- EXERCISE MATERIALS
>>>

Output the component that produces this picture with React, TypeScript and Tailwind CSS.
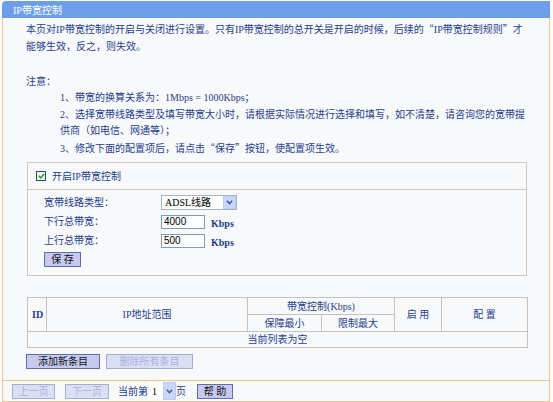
import React from 'react'

const font = "font-['Liberation_Serif','Noto_Sans_CJK_SC',serif]"

function Q({ children }: { children: React.ReactNode }) {
  return <span className="font-['Noto_Sans_CJK_SC',sans-serif]">{children}</span>
}

function Chevron() {
  return (
    <svg width="7" height="5" viewBox="0 0 7 5">
      <path d="M0.8 0.8 L3.5 3.6 L6.2 0.8" fill="none" stroke="#4d6185" strokeWidth="1.6" />
    </svg>
  )
}

function Arrow() {
  return (
    <span className="flex h-full w-[13px] items-center justify-center border border-[#b9ccf5] bg-[#c8d8fb]">
      <Chevron />
    </span>
  )
}

function Button({ label, w, disabled }: { label: string; w: string; disabled?: boolean }) {
  return (
    <button
      disabled={disabled}
      className={
        disabled
          ? `${w} h-[15px] border border-[#a4acda] bg-[#dcdff4] text-[10px] leading-[13px] text-[#abb3de]`
          : `${w} h-[15px] border border-[#5d6cb6] bg-[#c6caef] text-[10px] leading-[13px] text-[#111]`
      }
    >
      {label}
    </button>
  )
}

function FormRow({ label, children }: { label: string; children: React.ReactNode }) {
  return (
    <div className="flex h-[19px] items-center">
      <span className="w-[117px] whitespace-nowrap">{label}</span>
      {children}
    </div>
  )
}

function Input({ value }: { value: string }) {
  return (
    <div className="flex h-[14px] w-[44px] items-center border border-[#7f9db9] bg-white pl-[2px] font-['Liberation_Sans',sans-serif] text-[10px] text-black">
      {value}
    </div>
  )
}

export default function App() {
  const cell = 'border border-[#c3c3c3]'
  return (
    <div className={`pl-[2px] pt-[1px] text-[10px] text-[#1f3d8c] ${font}`}>
      <div className="w-[548px]">
        <div className="h-[17px] rounded-tl-[4px] bg-[#6d9eeb] pl-[11px] leading-[19px] text-white">
          IP带宽控制
        </div>

        <div className="border-x border-[#f4c291] bg-[#f8f9fb] pb-[11px] pt-[2px]">
          <div className="pl-[23px] leading-[17px]">
            <div className="whitespace-nowrap">
              本页对IP带宽控制的开启与关闭进行设置。只有IP带宽控制的总开关是开启的时候，后续的<Q>“</Q>IP带宽控制规则<Q>”</Q>才
            </div>
            <div className="whitespace-nowrap">能够生效，反之，则失效。</div>
            <div className="mt-[18px]">注意：</div>
          </div>
          <div className="pl-[57px] leading-[16.5px]">
            <div className="whitespace-nowrap">1、带宽的换算关系为：1Mbps = 1000Kbps；</div>
            <div className="whitespace-nowrap">
              2、选择宽带线路类型及填写带宽大小时，请根据实际情况进行选择和填写，如不清楚，请咨询您的宽带提
            </div>
            <div className="whitespace-nowrap">供商（如电信、网通等）；</div>
            <div className="whitespace-nowrap">
              3、修改下面的配置项后，请点击<Q>“</Q>保存<Q>”</Q>按钮，使配置项生效。
            </div>
          </div>

          <div className="ml-[24px] mt-[5px] h-[114px] w-[500px] border border-[#c8c8c8]">
            <div className="flex h-[27px] items-center border-b border-[#c8c8c8] pl-[8px]">
              <span className="flex h-[10px] w-[10px] items-center justify-center border border-[#1c5180] bg-[#f4f4ee]">
                <svg width="7" height="6" viewBox="0 0 7 6">
                  <path d="M0.8 2.8 L2.7 4.8 L6.2 0.9" fill="none" stroke="#21a121" strokeWidth="1.5" />
                </svg>
              </span>
              <span className="ml-[6px]">开启IP带宽控制</span>
            </div>
            <div className="pl-[16px] pt-[3px]">
              <FormRow label="宽带线路类型：">
                <div className="flex h-[15px] w-[76px] items-center border border-[#a7b3c7] bg-white">
                  <span className="flex-1 whitespace-nowrap pl-[3px] text-[10px] text-black">ADSL线路</span>
                  <Arrow />
                </div>
              </FormRow>
              <FormRow label="下行总带宽：">
                <Input value="4000" />
                <span className="ml-[6px] mt-[3px] font-bold">Kbps</span>
              </FormRow>
              <FormRow label="上行总带宽：">
                <Input value="500" />
                <span className="ml-[6px] mt-[3px] font-bold">Kbps</span>
              </FormRow>
              <div className="flex h-[19px] items-center">
                <Button label="保 存" w="w-[37px]" />
              </div>
            </div>
          </div>

          <table className="ml-[24px] mt-[21px] w-[500px] table-fixed border-collapse text-center leading-[15px]">
            <colgroup>
              <col className="w-[19px]" />
              <col className="w-[201px]" />
              <col className="w-[74px]" />
              <col className="w-[73px]" />
              <col className="w-[47px]" />
              <col className="w-[86px]" />
            </colgroup>
            <tbody>
              <tr className="h-[17px]">
                <td rowSpan={2} className={`${cell} pl-[4px] text-left font-bold`}>
                  ID
                </td>
                <td rowSpan={2} className={cell}>
                  IP地址范围
                </td>
                <td colSpan={2} className={cell}>
                  带宽控制(Kbps)
                </td>
                <td rowSpan={2} className={cell}>
                  启 用
                </td>
                <td rowSpan={2} className={cell}>
                  配 置
                </td>
              </tr>
              <tr className="h-[17px]">
                <td className={cell}>保障最小</td>
                <td className={cell}>限制最大</td>
              </tr>
              <tr className="h-[16px]">
                <td colSpan={6} className={cell}>
                  当前列表为空
                </td>
              </tr>
            </tbody>
          </table>

          <div className="ml-[23px] mt-[6px] flex gap-[6px]">
            <Button label="添加新条目" w="w-[74px]" />
            <Button label="删除所有条目" w="w-[87px]" disabled />
          </div>
        </div>

        <div className="flex h-[22px] items-center border border-[#f4c291] bg-[#f8f9fb] pl-[9px]">
          <Button label="上一页" w="w-[43px]" disabled />
          <span className="ml-[10px]">
            <Button label="下一页" w="w-[44px]" disabled />
          </span>
          <span className="ml-[9px] whitespace-nowrap">当前第</span>
          <div className="ml-[1px] flex h-[18px] w-[27px] items-center bg-white">
            <span className="flex-1 pl-[3px] text-black">1</span>
            <Arrow />
          </div>
          <span>页</span>
          <span className="ml-[11px]">
            <Button label="帮 助" w="w-[36px]" />
          </span>
        </div>
      </div>
    </div>
  )
}
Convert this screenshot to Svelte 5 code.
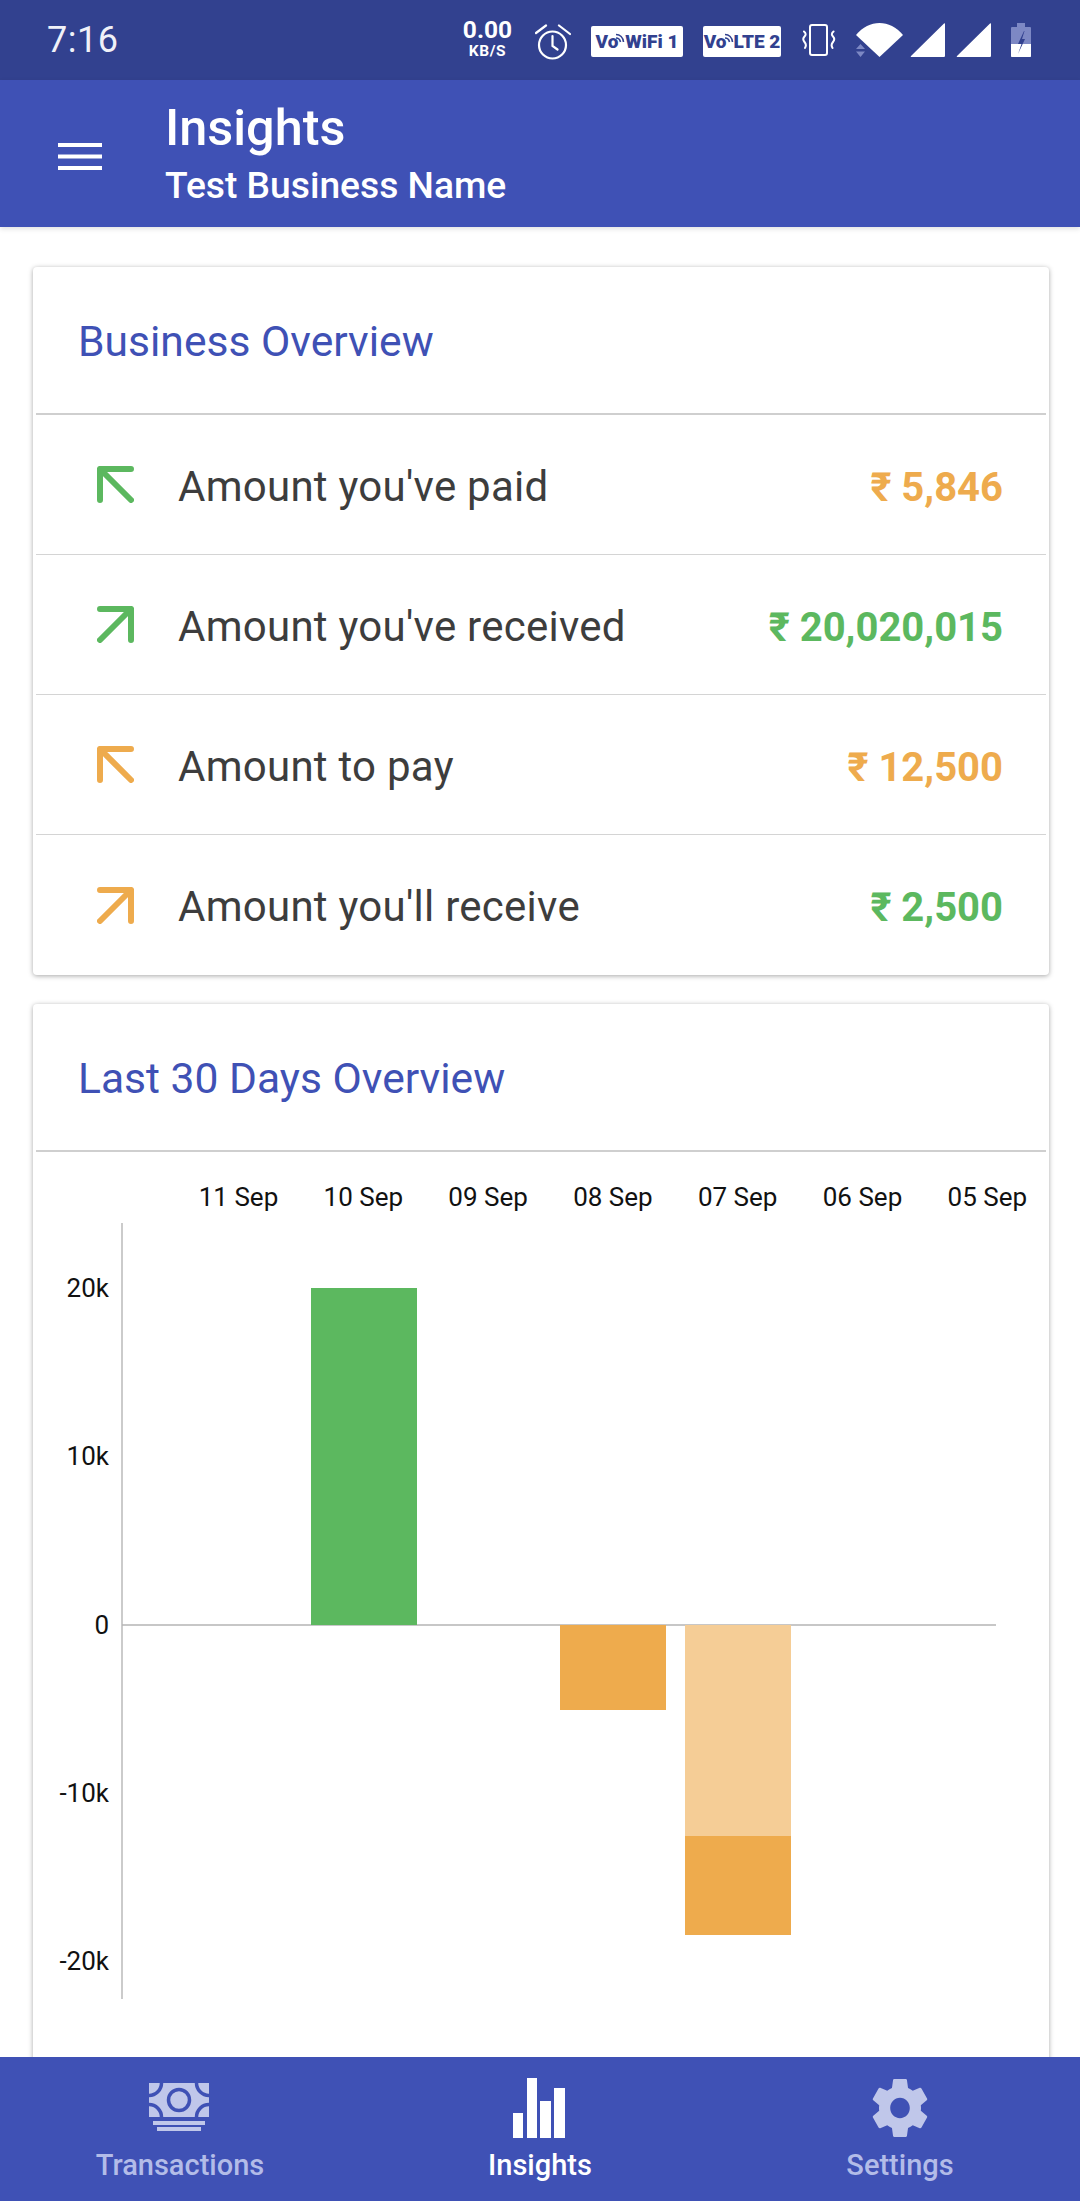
<script>
  const rows = [
    { label: "Amount you've paid", value: '₹ 5,846', arrow: 'in', tone: 'green', valueTone: 'orange' },
    { label: "Amount you've received", value: '₹ 20,020,015', arrow: 'out', tone: 'green', valueTone: 'green' },
    { label: 'Amount to pay', value: '₹ 12,500', arrow: 'in', tone: 'orange', valueTone: 'orange' },
    { label: "Amount you'll receive", value: '₹ 2,500', arrow: 'out', tone: 'orange', valueTone: 'green' }
  ];
  const days = ['11 Sep', '10 Sep', '09 Sep', '08 Sep', '07 Sep', '06 Sep', '05 Sep'];
  const ticks = [['20k', 136], ['10k', 304], ['0', 473], ['-10k', 641], ['-20k', 809]];
</script>

{#snippet arcs()}
  <svg class="arcs" width="11" height="13" viewBox="0 0 11 13" fill="none" stroke="#32418f" stroke-width="1.600">
    <path d="M1 3.500C5 3.500 8 6.500 8.500 11M1 7C3.500 7 5 8.500 5.500 11" />
  </svg>
{/snippet}

<div class="phone">
  <header class="status">
    <span class="clock">7:16</span>
    <div class="status-icons">
      <div class="speed"><b>0.00</b><small>KB/S</small></div>
      <svg class="alarm" width="36" height="36" viewBox="0 0 36 36" fill="none" stroke="#fff" stroke-width="2.200" stroke-linecap="round">
        <circle cx="17.500" cy="21" r="13.500" />
        <path d="M17.500 12v10l5 3.500M1 9l10-7.500M24 1.500 35 10" />
      </svg>
      <span class="tag wifi">Vo{@render arcs()}WiFi&nbsp;1</span>
      <span class="tag lte">Vo{@render arcs()}LTE&nbsp;2</span>
      <svg class="vibrate" width="34" height="32" viewBox="0 0 34 32" fill="none" stroke="#fff">
        <rect x="8" y="1" width="17" height="30" rx="2" stroke-width="2" />
        <path d="M2 7.500 Q5 10 2.500 12.500 T2.500 18 T3 24M31.500 7.500 Q28.500 10 31 12.500 T31 18 T30.500 24" stroke-width="2" stroke-linecap="round" />
      </svg>
      <svg class="wifi-icon" width="47" height="34" viewBox="0 0 47 34">
        <path d="M0 12C13-4 34-4 47 12L23.500 34Z" fill="#fff" />
        <path d="M4.500 21 9 26H0ZM4.500 34 0 28.500H9Z" fill="#7d88c4" />
      </svg>
      <svg class="sig-a" width="35" height="34" viewBox="0 0 35 34"><path d="M1 33 34 .5c.5-.5 1-.2 1 .5V32.500c0 1-.5 1.500-1.500 1.500H1.500C.8 34 .5 33.500 1 33Z" fill="#fff" /></svg>
      <svg class="sig-b" width="35" height="34" viewBox="0 0 35 34"><path d="M1 33 34 .5c.5-.5 1-.2 1 .5V32.500c0 1-.5 1.500-1.500 1.500H1.500C.8 34 .5 33.500 1 33Z" fill="#fff" /></svg>
      <svg class="battery" width="20" height="34" viewBox="0 0 20 34">
        <path d="M6 0h8v4h5q1 0 1 1v29H0V5q0-1 1-1h5Z" fill="#7d88c4" />
        <path d="M0 21h20v12q0 1-1 1H1q-1 0-1-1Z" fill="#fff" />
        <path d="M13 8 7 21h3.500L7 31l7-15h-3l2.500-8Z" fill="#32418f" />
      </svg>
    </div>
  </header>

  <div class="appbar">
    <svg class="menu" width="44" height="27" viewBox="0 0 44 27"><path d="M0 2h44M0 13.500h44M0 25h44" stroke="#fff" stroke-width="4" /></svg>
    <div class="titles">
      <h1>Insights</h1>
      <p>Test Business Name</p>
    </div>
  </div>

  <main>
    <section class="card">
      <h2>Business Overview</h2>
      {#each rows as row}
        <div class="row">
          <svg class="arrow {row.tone}" width="37" height="37" viewBox="0 0 37 37" fill="none" stroke-width="6" stroke-linecap="round" stroke-linejoin="round">
            {#if row.arrow === 'in'}
              <path d="M34 3H3V34M3 3 34 34" />
            {:else}
              <path d="M3 3H34V34M34 3 3 34" />
            {/if}
          </svg>
          <span class="label">{row.label}</span>
          <span class="value {row.valueTone}">{row.value}</span>
        </div>
      {/each}
    </section>

    <section class="card second">
      <h2>Last 30 Days Overview</h2>
      <svg class="chart" width="1016" height="900" viewBox="0 0 1016 900">
        {#each days as day, i}
          <text x={205.500 + i * 124.800} y="54" text-anchor="middle">{day}</text>
        {/each}
        {#each ticks as [label, y]}
          <text x="76" y={y + 9} text-anchor="end">{label}</text>
        {/each}
        <path d="M89 71V847" stroke="#a8a8a8" stroke-width="1.200" />
        <path d="M89 473H963" stroke="#b5b5b5" stroke-width="1.500" />
        <rect x="278" y="136" width="106" height="337" fill="#5cb85f" />
        <rect x="527" y="473" width="106" height="85" fill="#eeab4d" />
        <rect x="652" y="473" width="106" height="211" fill="#f5cd96" />
        <rect x="652" y="684" width="106" height="99" fill="#eeab4d" />
      </svg>
    </section>
  </main>

  <nav>
    <div class="tab">
      <div class="tab-icon">
        <svg class="i-money" width="60" height="48" viewBox="0 0 60 48">
          <rect x="0" y="0" width="60" height="34" fill="#c0c7ea" />
          <g fill="none" stroke="#3f51b5" stroke-width="3.500">
            <circle cx="30" cy="17" r="10.500" />
            <path d="M0 12.500A12.500 12.500 0 0 0 12.500 0M60 12.500A12.500 12.500 0 0 1 47.500 0M0 21.500A12.500 12.500 0 0 1 12.500 34M60 21.500A12.500 12.500 0 0 0 47.500 34" />
          </g>
          <rect x="4" y="38" width="52" height="4" fill="#c0c7ea" />
          <rect x="8" y="44" width="44" height="4" fill="#c0c7ea" />
        </svg>
      </div>
      <span>Transactions</span>
    </div>
    <div class="tab active">
      <div class="tab-icon">
        <svg class="i-bars" width="52" height="60" viewBox="0 0 52 60" fill="#fff">
          <rect x="0" y="35" width="10" height="25" />
          <rect x="14" y="0" width="10" height="60" />
          <rect x="27" y="23" width="11" height="37" />
          <rect x="41" y="10" width="11" height="50" />
        </svg>
      </div>
      <span>Insights</span>
    </div>
    <div class="tab">
      <div class="tab-icon">
        <svg class="i-gear" width="56" height="58" viewBox="2 2 20 20" fill="#c0c7ea" preserveAspectRatio="none">
          <path fill-rule="evenodd" d="M19.430 12.980c.04-.32.07-.640.07-.980s-.03-.660-.07-.980l2.110-1.650c.19-.150.240-.420.120-.640l-2-3.460c-.12-.220-.390-.300-.610-.220l-2.490 1c-.520-.400-1.080-.730-1.690-.980l-.380-2.650C14.460 2.180 14.250 2 14 2h-4c-.250 0-.460.180-.490.420l-.380 2.650c-.610.250-1.170.590-1.690.980l-2.490-1c-.230-.090-.490 0-.610.220l-2 3.460c-.130.220-.070.490.120.640l2.110 1.650c-.04.320-.07.650-.07.980s.03.660.07.980l-2.110 1.650c-.19.150-.240.420-.120.640l2 3.460c.12.220.390.300.610.220l2.490-1c.520.400 1.080.730 1.690.980l.380 2.650c.03.240.240.420.490.420h4c.250 0 .460-.180.490-.420l.380-2.650c.610-.250 1.170-.590 1.690-.980l2.490 1c.230.090.490 0 .610-.220l2-3.460c.12-.220.070-.490-.120-.640l-2.110-1.650zM12 15.500c-1.930 0-3.500-1.570-3.500-3.500s1.570-3.500 3.500-3.500 3.500 1.570 3.500 3.500-1.570 3.500-3.500 3.500z" />
        </svg>
      </div>
      <span>Settings</span>
    </div>
  </nav>
</div>

<style>
  :global(body) { margin: 0; background: #fff; }
  * { box-sizing: border-box; }
  .phone {
    width: 1080px; height: 2201px; position: relative; overflow: hidden; background: #fff;
    display: flex; flex-direction: column; font-family: Roboto, sans-serif;
  }
  .status {
    height: 80px; flex: none; background: #32418f; color: #fff;
    display: flex; align-items: center; justify-content: space-between; padding: 0 49px 0 47px;
  }
  .clock { font-size: 36px; letter-spacing: .5px; color: #f0f1f8; }
  .status-icons { display: flex; align-items: center; height: 80px; }
  .speed { display: flex; flex-direction: column; align-items: center; width: 49px; margin: -5px 23px 0 0; white-space: nowrap; }
  .speed b { font-size: 24.500px; font-weight: 700; line-height: 26px; height: 26px; }
  .speed small { font-size: 15.500px; font-weight: 700; line-height: 16px; height: 16px; letter-spacing: .6px; }
  .alarm { margin-right: 20px; margin-top: 4px; }
  .tag {
    height: 31px; background: #fff; color: #32418f; border-radius: 2px; font-weight: 900; font-size: 19px;
    display: flex; align-items: center; justify-content: center; white-space: nowrap; margin-top: 2px;
  }
  .arcs { margin: -8px -1px 0 -3px; flex: none; }
  .wifi { width: 92px; margin-right: 20px; }
  .lte { width: 78px; margin-right: 21px; }
  .vibrate { margin-right: 20px; }
  .wifi-icon { margin-right: 7px; }
  .sig-a { margin-right: 11px; }
  .sig-b { margin-right: 20px; }
  .appbar {
    height: 147px; flex: none; background: #3f51b5; color: #fff; display: flex; align-items: center;
    padding-left: 58px; position: relative; box-shadow: 0 2px 5px rgba(0,0,0,.12);
  }
  .menu { margin-right: 63px; margin-top: 6px; flex: none; }
  .titles { display: flex; flex-direction: column; margin-top: 5px; }
  h1 { margin: 0; font-size: 50.400px; font-weight: 500; line-height: 58px; }
  p { margin: 0; font-size: 37.200px; font-weight: 500; line-height: 56px; }
  main { flex: 1; padding: 40px 31px 0 33px; display: flex; flex-direction: column; gap: 29px; min-height: 0; }
  .card {
    background: #fff; border-radius: 4px; box-shadow: 0 1px 5px rgba(0,0,0,.35); flex: none; overflow: hidden;
  }
  h2 {
    margin: 0 3px; height: 148px; padding: 2px 0 0 42px; display: flex; align-items: center;
    font-size: 42.600px; font-weight: 400; color: #3f51b5; border-bottom: 2px solid #cfcfcf;
  }
  .row {
    height: 140px; margin: 0 3px; display: flex; align-items: center; padding: 0 43px 0 61px; border-bottom: 1px solid #d4d4d4;
  }
  .row:last-child { border-bottom: none; }
  .arrow { margin-right: 44px; flex: none; }
  .arrow.green { stroke: #5cb85f; }
  .arrow.orange { stroke: #eeab4d; }
  .label { font-size: 42px; color: #3d3d3d; letter-spacing: .26px; flex: 1; padding-top: 3px; }
  .value { font-size: 40px; font-weight: 700; padding-top: 5px; }
  .value.green { color: #5cb85f; }
  .value.orange { color: #eeab4d; }
  .second { height: 1100px; }
  .chart { display: block; font-size: 26px; fill: #111; }
  nav {
    position: absolute; left: 0; right: 0; bottom: 0; height: 144px; background: #3f51b5;
    display: grid; grid-template-columns: repeat(3, 1fr);
  }
  .tab { display: flex; flex-direction: column; align-items: center; color: #b3bce8; font-size: 29px; font-weight: 500; line-height: 36px; }
  .tab-icon { height: 90px; }
  .tab-icon svg { display: block; }
  .i-money { margin-top: 26px; margin-left: -3px; }
  .i-bars { margin-top: 21px; margin-left: -2px; }
  .i-gear { margin-top: 22px; margin-left: 0; }
  .tab.active { color: #fff; }
</style>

<<<

- WHAT THE EXERCISE ASKS
Find and copy each line above that includes the string "React".

- WRITTEN RESPONSE
Output the component that produces this picture with React, TypeScript and Tailwind CSS.
import React from 'react'
function Q({ children }: { children: React.ReactNode }) {
function FormRow({ label, children }: { label: string; children: React.ReactNode }) {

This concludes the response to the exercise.